Une vingtaine d'inscriptions gravées sur des blocs de pierre attestent que le roi des Sidoniens Bodachart[7], descendant d'Eshmounazor Ier[8], construit ce temple à son dieu Echmoun, au VIe siècle av. J.-C. En fait, une dizaine d'exemplaires comporte le seul nom du roi Bodachart et sur les autres inscriptions celui du prince héritier Yatnmilk[9] est associé. Bodachart a seulement construit une partie du massif de fondation de ce temple, qui correspond environ au tiers du grand podium, toute la masse plus au sud étant l'œuvre de Echmounazar II qui porte, comme tous les rois Echmounazar, le titre « prêtre de Ashtart »
. Au Ve siècle av. J.-C., un podium de magnificence, quadrangulaire, destiné à mettre en valeur le temple du dieu Echmoun, est ajouté à l'ensemble du sanctuaire. Il forme à lui seul un massif de 70×50 m adossé contre la montagne et s'élève à une hauteur de 22 m. Il se rapproche des temples de Persépolis, capitale des Achéménides[10]. Une cella[11], abrite un naos[12] à plan carré où s'adossent un chapiteau achéménide de caractère hellénistique ancien formé de 4 protomes de taureaux en marbre dos à dos et deux par deux ; ils sont des images du dieu Hadad[13]. Il sert d'autel élevé dans la cour du temple à l'époque hellénistique. Huit ostraca[14] phéniciens datent de la période achéménide, début Ve-fin IVe siècle av. J.-C.

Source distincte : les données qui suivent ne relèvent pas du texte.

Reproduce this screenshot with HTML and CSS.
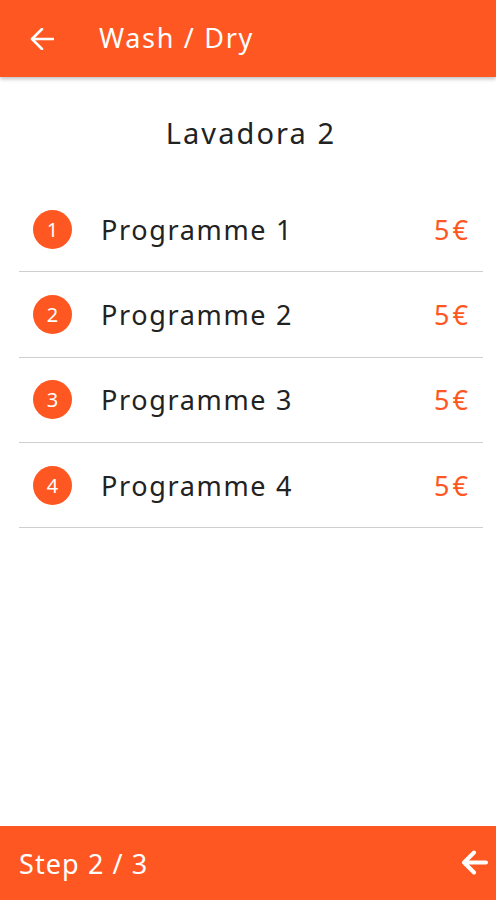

Pendant la période hellénistique de nouvelles constructions sont dressées. On cite le bâtiment des frises situé au pied du haut podium représentant des reliefs de processions d'enfants, et la chapelle d'Astarté avec un bassin décoré d'une frise dans lequel se trouve un trône vide. Les Grecs cherchent à helléniser le culte d'Echmoun, mais le sanctuaire garde sa fonction curative. A l'époque romaine, un escalier monumental orné de mosaïques, un autel cubique et des salles de banquets sont construits. Des colonnes en marbre ceinturent de nouvelles voies. Un nymphée, dont le plancher est recouvert par une mosaïque représentant une ménade[16] ivre versant le contenu de sa coupe dans la gueule d'une panthère, communique avec une série de bassins avec des niches contenant dans le passé des statues des nymphes[17]. En face du nymphée[18], se trouvent les ruines d'une villa romaine dont la cour renferme une mosaïque représentant les 4 saisons. De l'époque byzantine, dans la partie ouest du sanctuaire, restent les fondations d'une église qui marque la fin d'une tradition cultuelle. Ces constructions successives manifestent l'importance pluriséculaire du site.